Наиболее интересные и проницательные фрагменты «Разума и революции» сосредоточены, конечно, в разделах о Гегеле, идет ли речь об анализе его системы или о развитии гегельянства в Англии и Италии. Маркузе справедливо отмечает, что в основе гегелевского мышления лежит идея свободы как процесса – процесса, который не только познается абстрактным разумом, но и воплощается в ходе исторического действия людей. В этом смысле знаменитый афоризм Гегеля о том, что «все разумное действительно, а все действительное – разумно» содержит в себе революционный потенциал: если действительность становится разумной, она рано или поздно сокрушит все неразумные, ошибочные и архаичные формы сознания. Природа человека для Гегеля определяется способностью к разумной свободе, реализация которой связана с возникновением современного государства, основанного на идее прав личности и равенства перед законом. Эти принципы, как подчеркивает Маркузе, для Гегеля немыслимы без частной собственности: именно она выступает внешним бытием свободы, важнейшим признаком человеческой автономии перед лицом как государства, так и других людей. Защита частной собственности, в свою очередь, требует взаимного признания между индивидами, находящего свое выражение в правовой системе – а гарантом ее становится государство. Маркузе также справедливо отмечает важность замечаний Гегеля о труде как основе гражданского общества и проблеме обнищания, далее показывая, как эти аспекты получат глубочайшее развитие в философии Маркса.

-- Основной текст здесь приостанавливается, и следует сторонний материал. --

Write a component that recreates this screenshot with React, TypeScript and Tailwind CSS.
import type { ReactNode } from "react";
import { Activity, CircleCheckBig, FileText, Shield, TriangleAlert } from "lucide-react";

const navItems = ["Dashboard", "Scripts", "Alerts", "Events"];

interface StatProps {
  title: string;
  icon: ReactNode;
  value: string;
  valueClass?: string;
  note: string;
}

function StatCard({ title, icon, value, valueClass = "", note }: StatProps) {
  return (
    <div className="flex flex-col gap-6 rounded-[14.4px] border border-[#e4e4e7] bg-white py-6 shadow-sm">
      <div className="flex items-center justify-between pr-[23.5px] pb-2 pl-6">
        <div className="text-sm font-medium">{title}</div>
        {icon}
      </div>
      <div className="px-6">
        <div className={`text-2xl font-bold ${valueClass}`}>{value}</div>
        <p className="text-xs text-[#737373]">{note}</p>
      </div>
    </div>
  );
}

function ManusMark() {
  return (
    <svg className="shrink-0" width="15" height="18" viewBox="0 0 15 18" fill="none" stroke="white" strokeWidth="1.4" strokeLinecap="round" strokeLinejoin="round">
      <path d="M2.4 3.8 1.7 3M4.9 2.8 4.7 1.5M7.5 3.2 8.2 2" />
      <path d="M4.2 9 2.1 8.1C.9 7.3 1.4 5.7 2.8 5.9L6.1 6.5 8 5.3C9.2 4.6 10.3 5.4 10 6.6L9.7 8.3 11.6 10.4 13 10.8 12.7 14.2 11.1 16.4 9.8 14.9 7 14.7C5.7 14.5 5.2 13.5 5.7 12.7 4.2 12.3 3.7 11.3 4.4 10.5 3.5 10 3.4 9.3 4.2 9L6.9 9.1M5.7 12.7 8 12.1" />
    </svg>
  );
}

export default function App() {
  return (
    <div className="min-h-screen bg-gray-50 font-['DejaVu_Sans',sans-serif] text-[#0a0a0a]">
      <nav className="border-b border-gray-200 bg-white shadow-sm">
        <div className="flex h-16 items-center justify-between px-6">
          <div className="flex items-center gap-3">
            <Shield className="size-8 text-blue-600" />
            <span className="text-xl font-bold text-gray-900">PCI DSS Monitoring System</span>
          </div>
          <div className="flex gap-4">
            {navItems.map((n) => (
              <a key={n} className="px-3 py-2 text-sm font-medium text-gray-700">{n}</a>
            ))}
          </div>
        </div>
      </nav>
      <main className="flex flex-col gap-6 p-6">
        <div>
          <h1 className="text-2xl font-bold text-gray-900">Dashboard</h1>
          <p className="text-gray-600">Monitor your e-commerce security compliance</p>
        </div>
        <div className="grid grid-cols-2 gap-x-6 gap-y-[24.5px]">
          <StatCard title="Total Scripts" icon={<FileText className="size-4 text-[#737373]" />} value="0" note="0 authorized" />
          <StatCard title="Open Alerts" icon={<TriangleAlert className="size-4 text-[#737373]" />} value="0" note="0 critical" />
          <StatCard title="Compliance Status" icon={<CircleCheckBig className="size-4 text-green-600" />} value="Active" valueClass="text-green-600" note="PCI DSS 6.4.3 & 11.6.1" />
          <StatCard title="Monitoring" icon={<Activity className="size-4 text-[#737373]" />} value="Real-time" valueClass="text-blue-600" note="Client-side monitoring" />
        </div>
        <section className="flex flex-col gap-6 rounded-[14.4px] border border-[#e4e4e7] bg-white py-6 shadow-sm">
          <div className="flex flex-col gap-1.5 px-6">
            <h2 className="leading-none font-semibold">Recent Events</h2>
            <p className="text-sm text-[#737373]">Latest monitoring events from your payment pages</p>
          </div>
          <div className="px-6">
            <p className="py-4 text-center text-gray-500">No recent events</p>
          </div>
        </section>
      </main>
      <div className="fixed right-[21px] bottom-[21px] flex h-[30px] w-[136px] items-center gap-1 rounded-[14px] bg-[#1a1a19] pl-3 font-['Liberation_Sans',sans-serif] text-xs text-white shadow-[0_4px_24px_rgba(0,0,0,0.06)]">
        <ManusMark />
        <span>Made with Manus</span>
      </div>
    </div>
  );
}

Настойчивый акцент на связи свободы и собственности, равно как и повышенное внимание к экономическим аспектам системы Гегеля вполне объяснимы для марксистской оптики, использованной Маркузе в ходе анализа. Но, к сожалению, именно здесь в книге чаще всего встречаются поразительные – особенно с учетом поставленных задач – примеры недопонимания гегелевской политической мысли. Вот один из самых вопиющих: Маркузе неоднократно говорит о том, что «Гегель не признает гражданское общество самостоятельным и подчиняет его авторитарному государству». Между тем, одна только «Философия Права» содержит прямое указание на то, что в разумном государстве «конкретная свобода состоит в том, личная единичность и ее особенные интересы получают полное развитие и признание своего права» - принцип, который полностью противоречит идее авторитарной системы, подавляющей свободу личности. Жонглируя цитатами, Маркузе изображает Гегеля хоть и не провозвестником Гитлера или Муссолини, но зато апологетом (пусть и критично настроенным) консервативной монархии – подобный портрет выглядит жалкой карикатурой на человека, которого книга вроде призвана защитить.

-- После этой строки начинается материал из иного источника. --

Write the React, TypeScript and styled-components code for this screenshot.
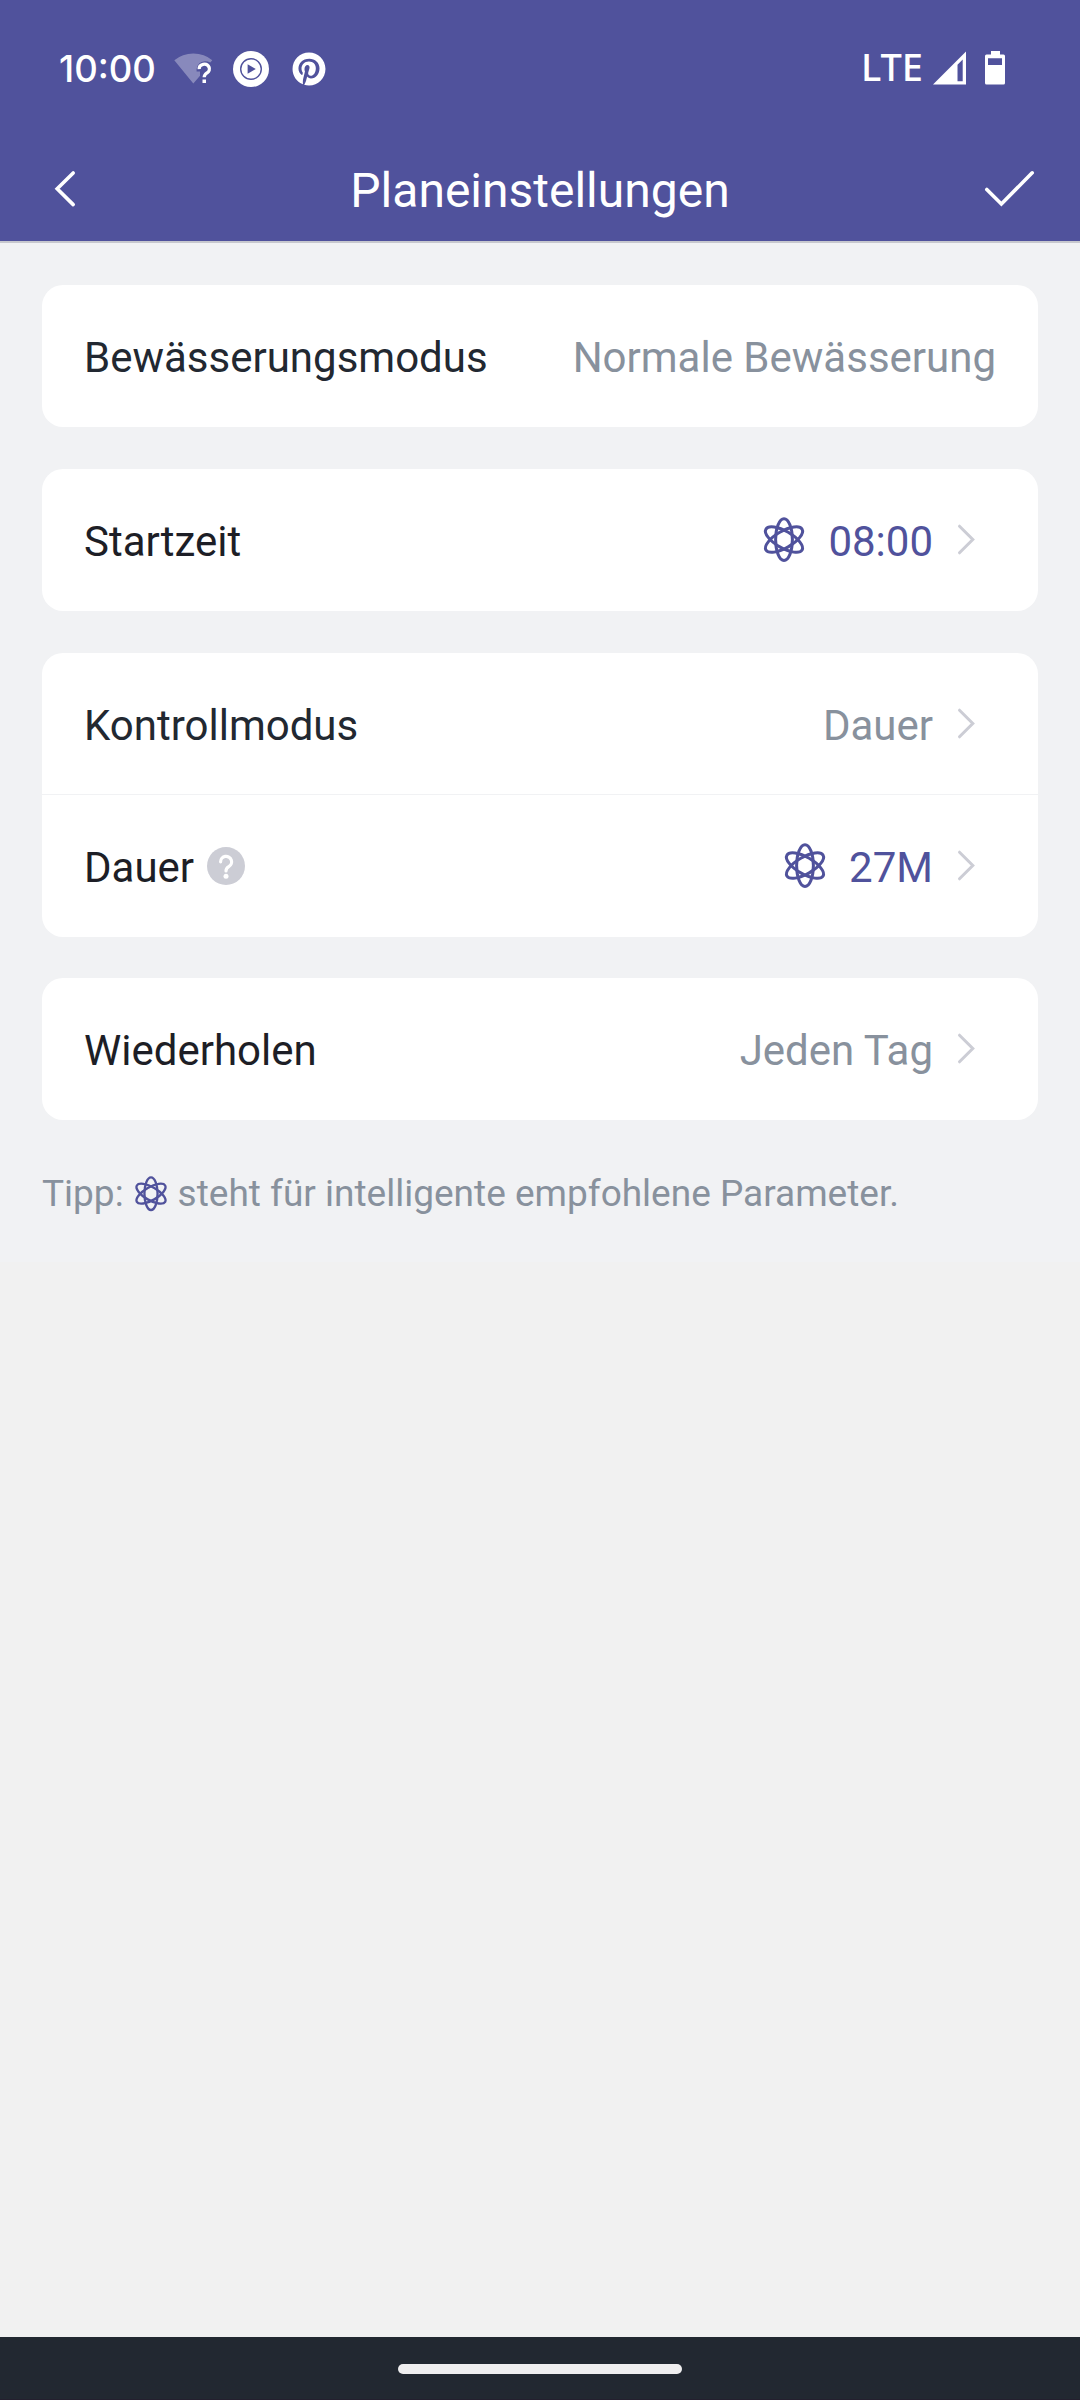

Там же, где речь идет о разложении гегельянства в 1830-х – 1840-х годах и становлении марксистской теории, Маркузе зачастую ограничивается простым пересказом истории европейской философии. Но если глава, посвященная движению от Кьеркегора к Марксу через Фейербаха, содержит кое-какие любопытные наблюдения, то вся глава, описывающая развитие позитивизма и социологии выглядит бессмысленной с точки зрения целей и задач книги. Разделы о Сен-Симоне, Конте или Лоренце Штейне никак не связаны с анализом гегелевской или марксистской философии, и создается впечатление, что эти страницы были добавлены в книгу просто для объема. Маркузе нигде толком не показывает, как соотносятся позитивистские теории и гегельянство – хотя общая логика книги должна бы предполагать такую цель, раз уж речь идет о попытке доказать, что мысль Гегеля в принципе враждебна авторитарным тенденциям, заметным у того же Конта или Шталя.

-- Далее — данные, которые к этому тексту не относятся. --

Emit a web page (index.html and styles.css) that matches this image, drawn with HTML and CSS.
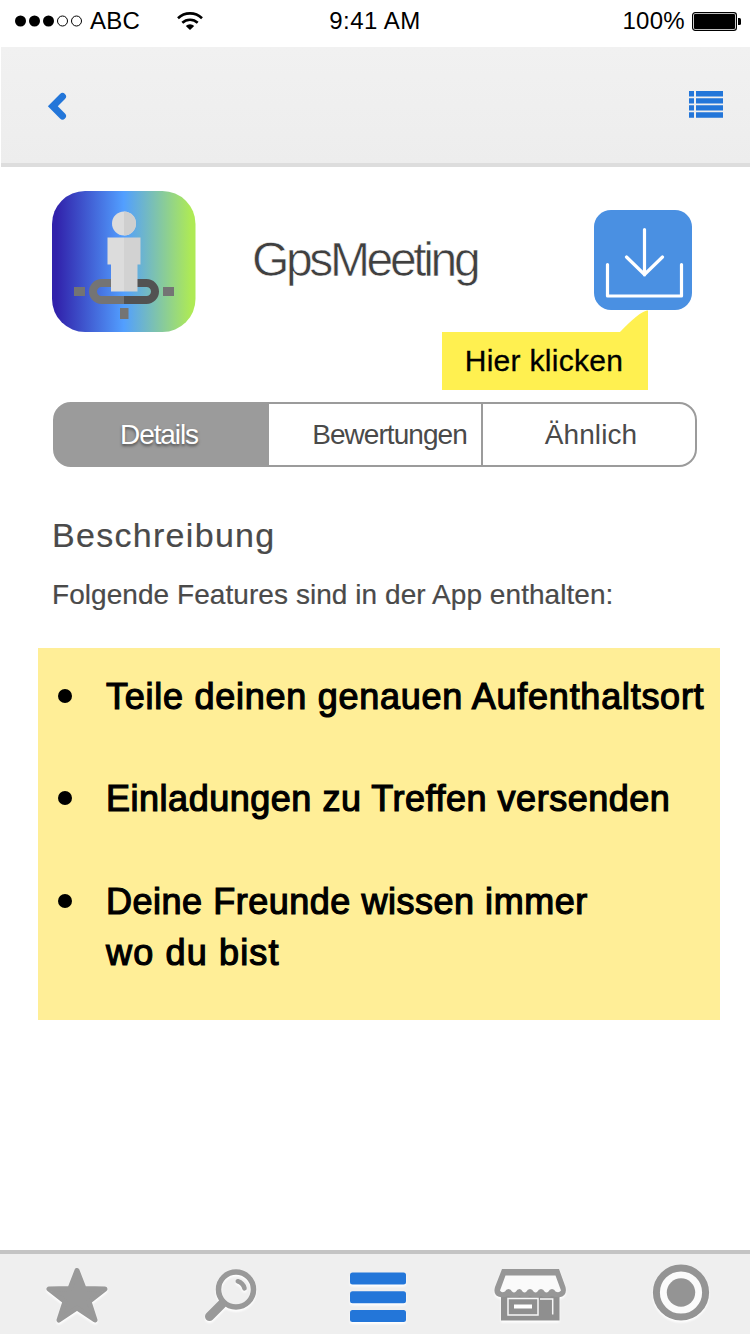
FILE: index.html
```html
<!DOCTYPE html>
<html lang="de">
<head>
<meta charset="utf-8">
<title>GpsMeeting</title>
<link rel="stylesheet" href="styles.css">
</head>
<body>
<div class="screen">
  <div class="status">
    <div class="status-left">
      <svg class="signal" width="68" height="12" viewBox="0 0 68 12">
        <circle cx="5.5" cy="6" r="5.5"/><circle cx="19.5" cy="6" r="5.5"/><circle cx="33.5" cy="6" r="5.5"/>
        <circle cx="47.5" cy="6" r="5" fill="none" stroke="#000"/><circle cx="61.5" cy="6" r="5" fill="none" stroke="#000"/>
      </svg>
      <span class="carrier">ABC</span>
      <svg class="wifi" width="26" height="18" viewBox="0 0 26 18">
        <path d="M1 6.2A17.4 17.4 0 0 1 25 6.2M5.3 10.8A11.2 11.2 0 0 1 20.7 10.8" fill="none" stroke="#000" stroke-width="2.6"/>
        <path d="M8.8 14A6 6 0 0 1 17.200 14L13 18Z"/>
      </svg>
    </div>
    <span class="time">9:41 AM</span>
    <div class="status-right">
      <span class="percent">100%</span>
      <svg width="49" height="19" viewBox="0 0 49 19">
        <rect x=".6" y=".6" width="43.8" height="17.8" rx="2.6" fill="none" stroke="#000" stroke-width="1.2"/>
        <rect x="2" y="2" width="41" height="15" rx="1"/>
        <path d="M46 6h1.500q1.500 0 1.500 1.500v4q0 1.500-1.500 1.500H46z"/>
      </svg>
    </div>
  </div>

  <header class="header">
    <svg width="22" height="34" viewBox="0 0 22 34"><path d="M16.500 10.500L6.800 20.200L16.500 30" fill="none" stroke="#2376d9" stroke-width="7" stroke-linejoin="miter" stroke-linecap="round"/></svg>
    <svg class="list-icon" width="34" height="27" viewBox="0 0 34 27" fill="#2376d9">
      <path d="M0 0h5v5.500H0zM7 0h27v5.500H7zM0 7.200h5v5.300H0zM7 7.200h27v5.300H7zM0 14.200h5v5.300H0zM7 14.200h27v5.300H7zM0 21.300h5v5.500H0zM7 21.300h27v5.500H7z"/>
    </svg>
  </header>

  <main class="content">
    <section class="app">
      <svg class="app-icon" width="144" height="141" viewBox="0 0 144 141">
        <defs><linearGradient id="sky"><stop offset="0" stop-color="#3122ab"/><stop offset=".03" stop-color="#3122ab"/><stop offset=".5" stop-color="#529fff"/><stop offset=".97" stop-color="#aeea55"/><stop offset="1" stop-color="#aeea55"/></linearGradient></defs>
        <rect width="143.500" height="141" rx="33" fill="url(#sky)"/>
        <path d="M72 92H49.500a8.500 8.500 0 0 0 0 17H72" fill="none" stroke="#747474" stroke-width="8"/>
        <path d="M72 92h22.500a8.500 8.500 0 0 1 0 17H72" fill="none" stroke="#525252" stroke-width="8"/>
        <path d="M22 96h11v9H22zM111 96h11v9h-11zM68 117h8.500v11H68z" fill="#747474"/>
        <circle cx="72" cy="32.500" r="12" fill="#dcdcdc"/>
        <path d="M72 20.500a12 12 0 0 1 0 24z" fill="#cfcfcf"/>
        <path d="M55.500 46.500H72v54H59v-27h-3.500z" fill="#dcdcdc"/>
        <path d="M72 46.500h16.500v27H85.500v27H72z" fill="#d2d2d2"/>
      </svg>
      <h1 class="app-name">GpsMeeting</h1>
      <div class="download">
        <svg width="98" height="100" viewBox="0 0 98 100" fill="none" stroke="#fff" stroke-width="3.200">
          <path d="M13.500 54.500V86H87.500V54.500" stroke-linecap="round" stroke-linejoin="round"/>
          <path d="M50.500 19.500V65M32.500 47L50.500 64.500L68.500 47" stroke-linecap="round" stroke-linejoin="round"/>
        </svg>
        <div class="callout"><span>Hier klicken</span>
          <svg class="callout-tip" width="29" height="23" viewBox="0 0 29 23"><path d="M0 23Q20 2 28 .5H29V23Z" fill="#fff050"/></svg>
        </div>
      </div>
    </section>

    <nav class="tabs">
      <span class="tab tab-active">Details</span>
      <span class="tab tab-reviews">Bewertungen</span>
      <span class="tab tab-similar">Ähnlich</span>
    </nav>

    <h2 class="heading">Beschreibung</h2>
    <p class="intro">Folgende Features sind in der App enthalten:</p>

    <ul class="features">
      <li><span class="wide">Teile deinen genauen Aufenthaltsort</span></li>
      <li><span>Einladungen zu Treffen versenden</span></li>
      <li><span>Deine Freunde wissen immer<br><span class="last-line">wo du bist</span></span></li>
    </ul>
  </main>

  <footer class="bar">
    <svg viewBox="0 0 150 80" width="150" height="80">
      <path d="M77 16.500L84 34.500L105 35L89 47.500L95 66L77 54L59 66L65 47.500L49 35L70 34.500Z" fill="#999" stroke="#999" stroke-width="5" stroke-linejoin="round"/>
    </svg>
    <svg viewBox="150 0 150 80" width="150" height="80" fill="none" stroke="#999" stroke-linecap="round">
      <circle cx="236" cy="35.500" r="17.500" stroke-width="5.500"/>
      <path d="M209.500 62.500L222 50" stroke-width="9"/>
      <path d="M237.800 27.300Q243 29 244.500 34.300" stroke-width="4.600"/>
    </svg>
    <svg viewBox="300 0 150 80" width="150" height="80" fill="#2376d9">
      <rect x="350" y="18.500" width="56" height="12" rx="2.500"/><rect x="350" y="37.200" width="56" height="12" rx="2.500"/><rect x="350" y="56" width="56" height="12" rx="2.500"/>
    </svg>
    <svg viewBox="450 0 150 80" width="150" height="80">
      <path d="M501 41H559.500V66.500H501Z" fill="#8f8f8f"/>
      <path d="M502 15H559L565.500 33Q567.500 42 559.500 43.300Q555.500 43.500 552 42Q546.500 45 541 42Q535.500 45 530 42Q524.500 45 519.500 42Q514 45 508.500 42Q505 43.500 501 43.300Q492.500 42 495 33Z" fill="#979797"/>
      <path d="M505.500 21.500H555.500L561 36.500Q559 39.500 555.500 37.500Q554.500 35 552 35Q549.500 35 548.500 37.500Q546.500 39.500 544.500 37.500Q543.500 35 541 35Q538.500 35 537.500 37.500Q535.700 39.500 533.500 37.500Q532.500 35 530 35Q527.500 35 526.500 37.500Q524.700 39.500 522.500 37.500Q521.500 35 519.500 35Q517 35 516 37.500Q514 39.500 512 37.500Q511 35 508.500 35Q506 35 505 37.500Q501.500 39.500 500 36.500Z" fill="#fafafa"/>
      <path d="M508 44.500H538V61H508ZM552.700 60.500V45H540" fill="none" stroke="#f7f7f7" stroke-width="1.500"/>
      <path d="M514 50.500H532V54.500H514Z" fill="#fff"/>
    </svg>
    <svg viewBox="600 0 150 80" width="150" height="80">
      <circle cx="681" cy="38.500" r="24.600" fill="#fbfbfb" stroke="#949494" stroke-width="7"/>
      <circle cx="681" cy="38.500" r="14.200" fill="#949494"/>
    </svg>
  </footer>
</div>
</body>
</html>
```
FILE: styles.css
```css
* { box-sizing: border-box; }
body {
  margin: 0;
  background: #fff;
  font-family: "Liberation Sans", Arial, sans-serif;
  color: #000;
}
svg { display: block; flex: none; }
.screen {
  width: 750px;
  height: 1334px;
  display: flex;
  flex-direction: column;
  overflow: hidden;
}

.status {
  height: 47px;
  display: grid;
  grid-template-columns: 1fr auto 1fr;
  padding: 1px 9px 6px 15px;
  align-items: center;
  font-size: 24px;
  line-height: 28px;
  white-space: nowrap;
}
.status-left, .status-right { display: flex; align-items: center; }
.status-right { justify-content: flex-end; gap: 7px; }
.carrier { margin-left: 7px; letter-spacing: .3px; }
.wifi { margin-left: 37px; }
.percent { letter-spacing: .3px; }
.time { margin-left: -6px; letter-spacing: .5px; }

.header {
  height: 120px;
  margin-left: 1px;
  padding: 0 27px 4px 45px;
  display: flex;
  justify-content: space-between;
  align-items: center;
  background: linear-gradient(#f1f1f1, #ededed);
  border-bottom: 4px solid #ddd;
}
.list-icon { margin-top: 2px; }

.content { flex: 1; }

.app {
  height: 235px;
  padding: 24px 58px 0 52px;
  display: flex;
  align-items: flex-start;
}
.app-name {
  margin: 41px auto 0 56px;
  font-size: 48px;
  font-weight: 400;
  line-height: 56px;
  letter-spacing: -3.350px;
  color: #404040;
  -webkit-text-stroke: .6px #fff;
}
.download {
  position: relative;
  margin-top: 19px;
  width: 98px;
  height: 100px;
  border-radius: 17px;
  background: #4a90e2;
}
.callout {
  position: absolute;
  right: 44px;
  top: 122px;
  width: 206px;
  height: 58px;
  padding-right: 2px;
  line-height: 58px;
  text-align: center;
  font-size: 30px;
  letter-spacing: .3px;
  white-space: nowrap;
  background: #fff050;
  -webkit-text-stroke: .3px #000;
}
.callout-tip { position: absolute; right: 0; top: -22px; }

.tabs {
  width: 644px;
  height: 65px;
  margin-left: 53px;
  display: grid;
  grid-template-columns: 214px 214px 1fr;
  border: 2px solid #9b9b9b;
  border-radius: 18px;
  background: linear-gradient(90deg, #9b9b9b 214px, #fff 214px);
  overflow: hidden;
  font-size: 28px;
  line-height: 62px;
  text-align: center;
  color: #4a4a4a;
}
.tab-active {
  padding-right: 6px;
  color: #fff;
  letter-spacing: -1.100px;
  text-shadow: 0 2px 3px rgba(0, 0, 0, .5);
}
.tab-reviews { padding-left: 29px; letter-spacing: -.95px; border-right: 2px solid #9b9b9b; }
.tab-similar { padding-left: 4px; letter-spacing: .1px; }

.heading {
  margin: 49px 0 0 52px;
  font-size: 34px;
  font-weight: 400;
  line-height: 38px;
  letter-spacing: 1.300px;
  color: #4a4a4a;
  -webkit-text-stroke: .2px #4a4a4a;
}
.intro {
  margin: 25px 0 0 52px;
  font-size: 28px;
  line-height: 32px;
  letter-spacing: .06px;
  white-space: nowrap;
  color: #4a4a4a;
  -webkit-text-stroke: .2px #4a4a4a;
}

.features {
  margin: 37px 0 0 38px;
  width: 682px;
  height: 372px;
  padding: 23px 0 0 20px;
  display: flex;
  flex-direction: column;
  gap: 51.100px;
  list-style: none;
  background: #ffee97;
  font-size: 36px;
  line-height: 51.200px;
  white-space: nowrap;
}
.features li { display: flex; }
.features span { letter-spacing: .52px; -webkit-text-stroke: 1.200px #000; }
.features .wide { letter-spacing: .74px; }
.features .last-line { letter-spacing: 1.150px; }
.features li::before {
  content: "";
  flex: none;
  width: 14px;
  height: 14px;
  margin: 18px 34px 0 0;
  border-radius: 50%;
  background: #000;
}

.bar {
  height: 84px;
  display: flex;
  background: #efefef;
  border-top: 4px solid #c4c4c4;
}
.bar svg { filter: drop-shadow(0 2px 1px #fff); }
```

При этом заключение вновь обращается к наследию гегелевской философии, и представляет собой наиболее содержательную часть книги. Здесь Маркузе предлагает подробный и местами весьма тонкий анализ фашистского гегельянства в Италии, а также исследует отношение национал-социалистической мысли к Гегелю. По сути, основная задача книги – защита Гегеля от обвинений в тоталитаризме – решается на последних ее страницах. Маркузе сопоставляет «актуальный идеализм» Джованни Джентиле с гегелевской системой – и вполне убедительно показывает, что мысль Гегеля не имеет ничего общего с фашистскими ценностями. Италия 1930-х действительно была корпоративным государством, однако управлялось оно без малейшего уважения к правам и свободам личности, а носителем диктаторской власти была партия, в то время как о реальном представительстве политических интересов (будь то на уровне граждан или сословий) речи и быть не могло. Аналогично, в Германии, отмечает Маркузе, ключевые теоретики нацизма – такие как Карл Шмитт или Альфред Розенберг – отвергали гегелевское понимание государства, поскольку в основе политической жизни для них лежит не свобода личности, а расовое единство народа, поддерживаемое партией во главе с единоличным вождем.

Таким образом, философия тоталитаризма бесконечно далека от идей Гегеля, и лишь крайне поверхностный взгляд может выявить в них какое-то глубокое родство. Язык Гегеля порой может казаться переусложненным, а его философия политики или понимание истории – устаревшим, однако любое внимательное чтение гегелевских текстов не оставляет сомнений в том, что центром его философии были свобода, разум и прогресс – триада, восходящая к традиции Просвещения.